How to Make a Character Forget: Writing a Protagonist with Dissociative Amnesia

How to Make a Character Forget_Writing a Protagonist with Dissociative AmnesiaWriting a character who has forgotten creates a myriad of problems and opportunities for the writer. My debut novel The Night She Went Missing opens with one such character: when eighteen-year-old Emily Callahan is found floating in Galveston harbor, she is unconscious but alive. She can’t remember where she’s been, with whom, or why she went missing ten weeks ago.

As a pantser, I’m getting to know characters, their dilemmas, and their hometowns as I go. I write unreadable first drafts and then revise chapters up to twenty times. With such a foolproof process [insert eyeroll here], you may be surprised that The Night She Went Missing didn’t just flow out of me. I restructured timelines and renamed characters and deleted chapters, all the time sorting out which characters could best move Emily’s story forward while she’s lying in a hospital bed. In the end, I mostly assigned that task to three mothers because frustrated women get things done.

I was inspired to write this story by the real-life story of Hannah Upp, which I first read about in Rachel Aviv’s gripping New Yorker article, “How a Young Woman Lost Her Identity.” I was teaching journalism at the time, and my students and I read the piece as a mentor text for writing strong features. Aviv details Hannah’s story of being diagnosed with dissociative fugue and going missing three times. As of writing this article, she has not been seen since September 14, 2017.

I’ve found that reading long-form articles like Aviv’s can act as inspiration and research, so I keep a digital folder archived with the most interesting pieces I come across. Perhaps it’s because of my background as a journalism undergrad that real-life stories often act as my muse, and what I love about writing fiction is taking reality and twisting and turning the story into something that adds layers of what ifs.

Creative license in fiction writing is an essential part of what we do as storytellers. If we don’t have to stick to the actual facts–as journalists must–it allows us to weave new truths of our own. I did this with Emily’s diagnosis, in fact. Yes, she is diagnosed with an actual disorder–dissociative amnesia–but she does not meet all of the criteria for such a diagnosis. That is intentional.

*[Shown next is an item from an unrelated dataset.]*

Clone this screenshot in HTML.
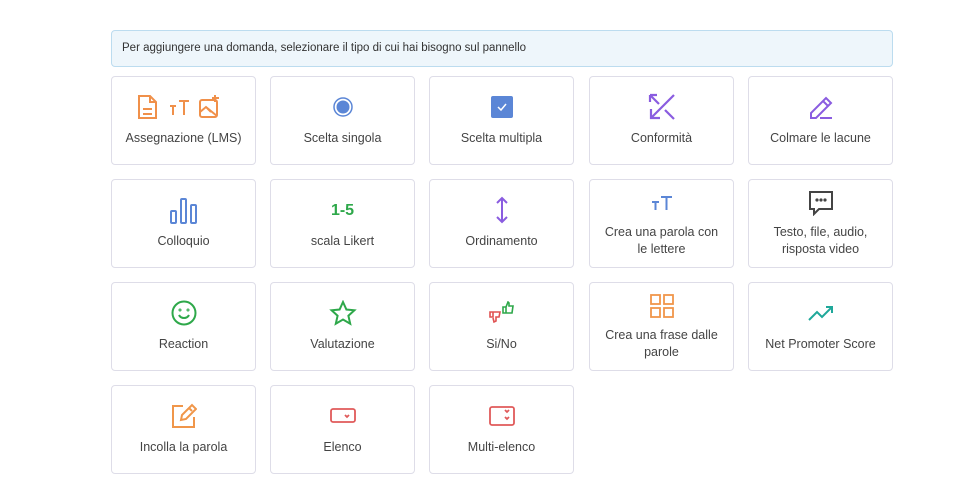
<!DOCTYPE html>
<html><head><meta charset="utf-8"><style>
body{margin:0;width:973px;height:491px;background:#fff;font-family:"Liberation Sans",sans-serif;color:#444;overflow:hidden}
.info{position:absolute;left:111px;top:30px;background:#eef6fb;border:1px solid #bcdcef;border-radius:4px;font-size:11.5px;line-height:35px;padding-left:10px;box-sizing:border-box;width:782px;height:37px;color:#333}
.card{position:absolute;width:145px;height:89px;border:1px solid #dedde8;border-radius:4px;box-sizing:border-box;display:flex;flex-direction:column;align-items:center;justify-content:center;text-align:center;font-size:12.5px;line-height:17px}
.ic{height:26px;display:flex;align-items:center;justify-content:center;margin-bottom:10px}
.two .ic{margin-bottom:8px}
</style></head><body>
<div class="info">Per aggiungere una domanda, selezionare il tipo di cui hai bisogno sul pannello</div>

<div class="card" style="left:111px;top:76px"><div class="ic"><svg width="96" height="26" viewBox="0 0 96 26" fill="none" stroke="#f0904a" stroke-width="2"><path d="M3 2h11l6 6v16H3z M14 2v6h6 M7 15h9 M7 20h9"/><path d="M34 12h6 M37 12v9 M43 7h10 M48 7v14"/><rect x="64" y="6" width="17" height="17" rx="2"/><path d="M64 18l6-5 11 9 M71 14l4 4 M79 1v7 M76 4h7"/></svg></div>Assegnazione (LMS)</div>
<div class="card" style="left:270px;top:76px"><div class="ic"><svg width="24" height="24" viewBox="0 0 24 24"><circle cx="12" cy="12" r="9" fill="none" stroke="#5b86d6" stroke-width="1.5"/><circle cx="12" cy="12" r="6.5" fill="#5b86d6"/></svg></div>Scelta singola</div>
<div class="card" style="left:429px;top:76px"><div class="ic"><svg width="24" height="24" viewBox="0 0 24 24"><rect x="1" y="1" width="22" height="22" rx="2" fill="#5b86d6"/><path d="M8 12l3 3 5-6" stroke="#fff" stroke-width="1.5" fill="none"/></svg></div>Scelta multipla</div>
<div class="card" style="left:589px;top:76px"><div class="ic"><svg width="28" height="28" viewBox="0 0 28 28" fill="none" stroke="#8a5ce0" stroke-width="2.2"><path d="M26 2L3 25 M3 16v9h9 M2 2l9 9 M2 2v7 M2 2h7 M17 17l9 9"/></svg></div>Conformità</div>
<div class="card" style="left:748px;top:76px"><div class="ic"><svg width="28" height="28" viewBox="0 0 28 28" fill="none" stroke="#8a5ce0" stroke-width="2"><path d="M4 25v-5L19 5l5 5L9 25z M16 8l5 5 M13 25h12"/></svg></div>Colmare le lacune</div>

<div class="card" style="left:111px;top:179px"><div class="ic"><svg width="30" height="28" viewBox="0 0 30 28" fill="none" stroke="#5b86d6" stroke-width="2"><rect x="2" y="15" width="5" height="12" rx="1"/><rect x="12" y="3" width="5" height="24" rx="1"/><rect x="22" y="9" width="5" height="18" rx="1"/></svg></div>Colloquio</div>
<div class="card" style="left:270px;top:179px"><div class="ic" style="color:#2ea84a;font-weight:bold;font-size:16px">1-5</div>scala Likert</div>
<div class="card" style="left:429px;top:179px"><div class="ic"><svg width="14" height="28" viewBox="0 0 14 28" fill="none" stroke="#8a5ce0" stroke-width="2"><path d="M7 2v24 M2 7l5-5 5 5 M2 21l5 5 5-5"/></svg></div>Ordinamento</div>
<div class="card two" style="left:589px;top:179px"><div class="ic"><svg width="22" height="16" viewBox="0 0 22 16" fill="none" stroke="#5b86d6" stroke-width="2"><path d="M1 7h7 M4.5 7v8 M10 2h11 M15.5 2v13"/></svg></div>Crea una parola con<br>le lettere</div>
<div class="card two" style="left:748px;top:179px"><div class="ic"><svg width="26" height="26" viewBox="0 0 26 26" fill="none" stroke="#444" stroke-width="2"><path d="M2 2h22v17H11l-5 5v-5H2z"/><circle cx="9" cy="10" r=".6" fill="#444"/><circle cx="13" cy="10" r=".6" fill="#444"/><circle cx="17" cy="10" r=".6" fill="#444"/></svg></div>Testo, file, audio,<br>risposta video</div>

<div class="card" style="left:111px;top:282px"><div class="ic"><svg width="26" height="26" viewBox="0 0 26 26" fill="none" stroke="#2ea84a" stroke-width="2"><circle cx="13" cy="13" r="11.5"/><path d="M8 15c2 4 8 4 10 0"/><circle cx="9" cy="10" r=".5"/><circle cx="17" cy="10" r=".5"/></svg></div>Reaction</div>
<div class="card" style="left:270px;top:282px"><div class="ic"><svg width="28" height="26" viewBox="0 0 28 26" fill="none" stroke="#2ea84a" stroke-width="2"><path d="M14 2l3.4 7.5 8 .8-6 5.4 1.8 8L14 19.5 6.8 23.7l1.8-8-6-5.4 8-.8z"/></svg></div>Valutazione</div>
<div class="card" style="left:429px;top:282px"><div class="ic"><svg width="28" height="24" viewBox="0 0 28 24" fill="none" stroke-width="1.6"><path d="M2 11h3v5H2z M5 11h7l-1 5H8v4l-2 1-1-4" stroke="#e05252"/><path d="M15 6h3v6h-3z M18 6l2-5 1 1v3h4l-1 7h-6" stroke="#2ea84a"/></svg></div>Si/No</div>
<div class="card two" style="left:589px;top:282px"><div class="ic"><svg width="26" height="26" viewBox="0 0 26 26" fill="none" stroke="#f0964a" stroke-width="1.8"><rect x="2" y="2" width="9" height="9"/><rect x="15" y="2" width="9" height="9"/><rect x="2" y="15" width="9" height="9"/><rect x="15" y="15" width="9" height="9"/></svg></div>Crea una frase dalle<br>parole</div>
<div class="card" style="left:748px;top:282px"><div class="ic"><svg width="28" height="20" viewBox="0 0 28 20" fill="none" stroke="#1fa89a" stroke-width="2"><path d="M2 17l8-8 5 5 10-10 M19 4h6v6"/></svg></div>Net Promoter Score</div>

<div class="card" style="left:111px;top:385px"><div class="ic"><svg width="26" height="26" viewBox="0 0 26 26" fill="none" stroke="#f0964a" stroke-width="2"><path d="M12 3H2v21h21V14 M10 17l1-5L21 2l4 4-10 10z M18 5l3 3"/></svg></div>Incolla la parola</div>
<div class="card" style="left:270px;top:385px"><div class="ic"><svg width="28" height="20" viewBox="0 0 28 20" fill="none" stroke="#e05a5a" stroke-width="1.8"><rect x="2" y="3" width="24" height="13" rx="2"/><path d="M16 9l2 2 2-2"/></svg></div>Elenco</div>
<div class="card" style="left:429px;top:385px"><div class="ic"><svg width="28" height="22" viewBox="0 0 28 22" fill="none" stroke="#e05a5a" stroke-width="1.8"><rect x="2" y="2" width="24" height="18" rx="2"/><path d="M17 5l2 2 2-2 M17 12l2 2 2-2"/></svg></div>Multi-elenco</div>
</body></html>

In early drafts of my novel, Emily took on an alternate persona during her fugue state, a storyline that was more true to her diagnosis but also a lot more confusing for the reader. Changing Emily’s name to “Ava” and modifying her character into something unrecognizable just didn’t work, so even though I knew from medical research that these changes would actually be more realistic, I decided as a writer that it would be more true to the story—and kinder to the reader—to maintain more consistency with her life before she goes missing. Emily still forgets plenty of things, but her name and her basic interests are not among those lost memories.

Another challenge to writing a story with a character who forgets is deciding who will remember for her. I have a confession here: at one point, this novel had nine POVs. Nine! I suppose I really could not decide whose voice should speak the loudest. Thankfully, I have an amazing agent and an amazing editor who helped me course-correct by focusing the POV on the three mothers.

Catherine is Emily’s mother, and Leslie and Morgan are mothers of teenagers who were there the night Emily went missing. These three women are able to offer a sobering, birds-eye view of the town, the families involved, and the elite private school the children attend. Hearing from these three women allows the reader to make discoveries about Emily without her having to do much of the telling.

Writing a character who forgets is no easy task, but it can be a rewarding one. It taught me that it’s good to read widely and research deeply, that it’s then okay to twist reality a bit when building a world, and finally, that it’s important to be intentional about which characters do the story-telling. My hope is that even though Emily forgets, her story—and the real-life stories of others like her—will be remembered.